— Begin Input records —

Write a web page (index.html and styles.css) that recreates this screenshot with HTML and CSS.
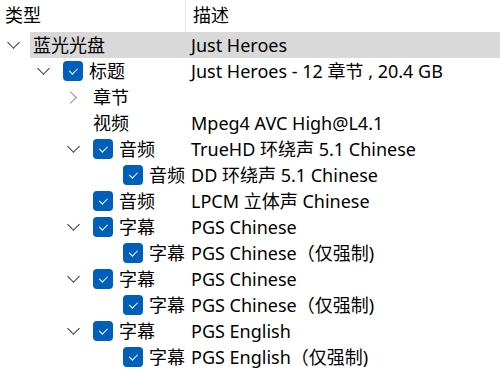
FILE: index.html
```html
<!DOCTYPE html>
<html lang="zh-CN">
<head>
    <meta charset="UTF-8">
    <title>Disc Tree</title>
    <link rel="stylesheet" href="styles.css">
</head>
<body>
    <div class="tree">
        <div class="head">
            <div class="hcol name-col">类型</div>
            <div class="hcol">描述</div>
        </div>

        <div class="row lv0">
            <div class="name">
                <span class="twist open"></span>
                <span class="label sel">蓝光光盘</span>
            </div>
            <div class="desc sel">Just Heroes</div>
        </div>
        <div class="row lv1">
            <div class="name">
                <span class="twist open"></span>
                <span class="label"><i class="check"></i>标题</span>
            </div>
            <div class="desc">Just Heroes - 12 章节 , 20.4 GB</div>
        </div>
        <div class="row lv2">
            <div class="name">
                <span class="twist closed"></span>
                <span class="label">章节</span>
            </div>
            <div class="desc"></div>
        </div>
        <div class="row lv2">
            <div class="name">
                <span class="twist"></span>
                <span class="label">视频</span>
            </div>
            <div class="desc">Mpeg4 AVC High@L4.1</div>
        </div>
        <div class="row lv2">
            <div class="name">
                <span class="twist open"></span>
                <span class="label"><i class="check"></i>音频</span>
            </div>
            <div class="desc">TrueHD 环绕声 5.1 Chinese</div>
        </div>
        <div class="row lv3">
            <div class="name">
                <span class="twist"></span>
                <span class="label"><i class="check"></i>音频</span>
            </div>
            <div class="desc">DD 环绕声 5.1 Chinese</div>
        </div>
        <div class="row lv2">
            <div class="name">
                <span class="twist"></span>
                <span class="label"><i class="check"></i>音频</span>
            </div>
            <div class="desc">LPCM 立体声 Chinese</div>
        </div>
        <div class="row lv2">
            <div class="name">
                <span class="twist open"></span>
                <span class="label"><i class="check"></i>字幕</span>
            </div>
            <div class="desc">PGS Chinese</div>
        </div>
        <div class="row lv3">
            <div class="name">
                <span class="twist"></span>
                <span class="label"><i class="check"></i>字幕</span>
            </div>
            <div class="desc">PGS Chinese（仅强制)</div>
        </div>
        <div class="row lv2">
            <div class="name">
                <span class="twist open"></span>
                <span class="label"><i class="check"></i>字幕</span>
            </div>
            <div class="desc">PGS Chinese</div>
        </div>
        <div class="row lv3">
            <div class="name">
                <span class="twist"></span>
                <span class="label"><i class="check"></i>字幕</span>
            </div>
            <div class="desc">PGS Chinese（仅强制)</div>
        </div>
        <div class="row lv2">
            <div class="name">
                <span class="twist open"></span>
                <span class="label"><i class="check"></i>字幕</span>
            </div>
            <div class="desc">PGS English</div>
        </div>
        <div class="row lv3">
            <div class="name">
                <span class="twist"></span>
                <span class="label"><i class="check"></i>字幕</span>
            </div>
            <div class="desc">PGS English（仅强制)</div>
        </div>
    </div>
</body>
</html>
```

FILE: styles.css
```css
body {
    margin: 0;
    background: #fff;
    font-family: "Noto Sans", "Noto Sans CJK SC", sans-serif;
    font-size: 18px;
    color: #000;
    overflow: hidden;
}
.tree {
    width: 500px;
}
.head {
    display: flex;
    height: 32px;
}
.hcol {
    line-height: 30px;
    padding-left: 7px;
}
.hcol.name-col {
    width: 180px;
    padding-left: 5px;
    border-right: 1px solid #e5e5e5;
}
.row {
    display: flex;
    height: 26px;
    line-height: 26px;
}
.name {
    width: 187px;
    display: flex;
    flex-shrink: 0;
}
.lv1 .name { padding-left: 30px; width: 157px; }
.lv2 .name { padding-left: 60px; width: 127px; }
.lv3 .name { padding-left: 90px; width: 97px; }
.twist {
    width: 30px;
    flex-shrink: 0;
    position: relative;
}
.twist.open::before,
.twist.closed::before {
    content: "";
    position: absolute;
    width: 8px;
    height: 8px;
    border-right: 1.2px solid #333;
    border-bottom: 1.2px solid #333;
}
.twist.open::before {
    left: 9px;
    top: 6px;
    transform: rotate(45deg);
}
.twist.closed::before {
    left: 6px;
    top: 9px;
    border-color: #888;
    transform: rotate(-45deg);
}
.label {
    flex: 1;
    display: flex;
    align-items: center;
    padding-left: 3px;
    white-space: nowrap;
}
.desc {
    flex: 1;
    padding-left: 4px;
    white-space: nowrap;
}
.sel {
    background: #d9d9d9;
}
.check {
    width: 20px;
    height: 20px;
    margin-right: 6px;
    border-radius: 4px;
    background: #005fb8;
    position: relative;
    flex-shrink: 0;
}
.check::after {
    content: "";
    position: absolute;
    left: 7.5px;
    top: 5px;
    width: 3.5px;
    height: 7px;
    border-right: 1px solid #fff;
    border-bottom: 1px solid #fff;
    transform: rotate(45deg);
}
```
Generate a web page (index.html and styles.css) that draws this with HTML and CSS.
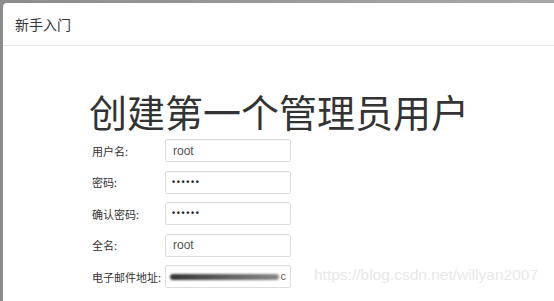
FILE: index.html
```html
<!DOCTYPE html>
<html lang="zh-CN">
<head>
  <meta charset="UTF-8">
  <title>新手入门</title>
  <link rel="stylesheet" href="styles.css">
</head>
<body>
  <div class="modal">
    <div class="modal-header">新手入门</div>
    <div class="modal-body">
      <h1>创建第一个管理员用户</h1>
      <form class="admin-form">
        <label class="row">
          <span class="label">用户名:</span>
          <input class="field" type="text" value="root">
        </label>
        <label class="row">
          <span class="label">密码:</span>
          <span class="field dots">••••••</span>
        </label>
        <label class="row">
          <span class="label">确认密码:</span>
          <span class="field dots">••••••</span>
        </label>
        <label class="row">
          <span class="label">全名:</span>
          <input class="field" type="text" value="root">
        </label>
        <label class="row">
          <span class="label">电子邮件地址:</span>
          <span class="field email"><span class="scribble"></span><span class="tail">c</span></span>
        </label>
      </form>
      <div class="watermark">https://blog.csdn.net/willyan2007</div>
    </div>
  </div>
</body>
</html>
```

FILE: styles.css
```css
* {
  margin: 0;
  padding: 0;
  box-sizing: border-box;
}

body {
  font-family: "Liberation Sans", "Noto Sans CJK SC", sans-serif;
  background: linear-gradient(to right, #8c8c8c, #a8a8a8);
  padding: 3px 0 0 3px;
  height: 301px;
  overflow: hidden;
  color: #333;
}

.modal {
  background: #fff;
  border-radius: 4px 0 0 0;
  height: 298px;
  position: relative;
}

.modal-header {
  height: 43px;
  padding: 12px 12px 0;
  font-size: 14px;
  line-height: 18px;
  border-bottom: 1px solid #e5e5e5;
  color: #333;
  font-family: "Noto Sans CJK SC", sans-serif;
}

.modal-body {
  padding: 41px 0 0 86px;
}

h1 {
  font-family: "Noto Sans CJK SC", sans-serif;
  font-weight: 400;
  font-size: 38px;
  line-height: 48px;
  color: #333;
  margin-bottom: 4px;
}

.admin-form {
  display: flex;
  flex-direction: column;
  gap: 8.5px;
  padding-left: 3px;
}

.row {
  display: grid;
  grid-template-columns: 73px 126px;
  align-items: center;
}

.label {
  font-family: "Noto Sans CJK SC", sans-serif;
  font-size: 11px;
  color: #333;
}

.field {
  display: block;
  height: 23px;
  border: 1px solid #ddd;
  border-radius: 2px;
  padding: 0 7px;
  font: 12px "Liberation Sans", sans-serif;
  line-height: 21px;
  color: #555;
  outline: none;
  box-shadow: inset 0 1px 1px rgba(0, 0, 0, 0.03);
}

.dots {
  font-size: 9px;
  font-weight: 700;
  letter-spacing: 1.6px;
  padding-left: 6px;
  color: #222;
}

.email {
  overflow: hidden;
  padding: 0 4px;
  display: flex;
  align-items: center;
}

.scribble {
  display: block;
  height: 6px;
  flex: 1;
  background: linear-gradient(to right, #333, #666 60%, #888);
  border-radius: 3px;
  filter: blur(1px);
  margin-right: 2px;
}

.tail {
  font-size: 11px;
  color: #666;
}

.watermark {
  position: absolute;
  left: 311px;
  top: 263px;
  font-size: 15.5px;
  color: #e8e8e8;
  font-family: "Liberation Sans", sans-serif;
}
```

— End Input records —

Written request:
Tally up the lines in the preceding listing that contain the string "index". Respond with the number and nothing else.

Written reply:
4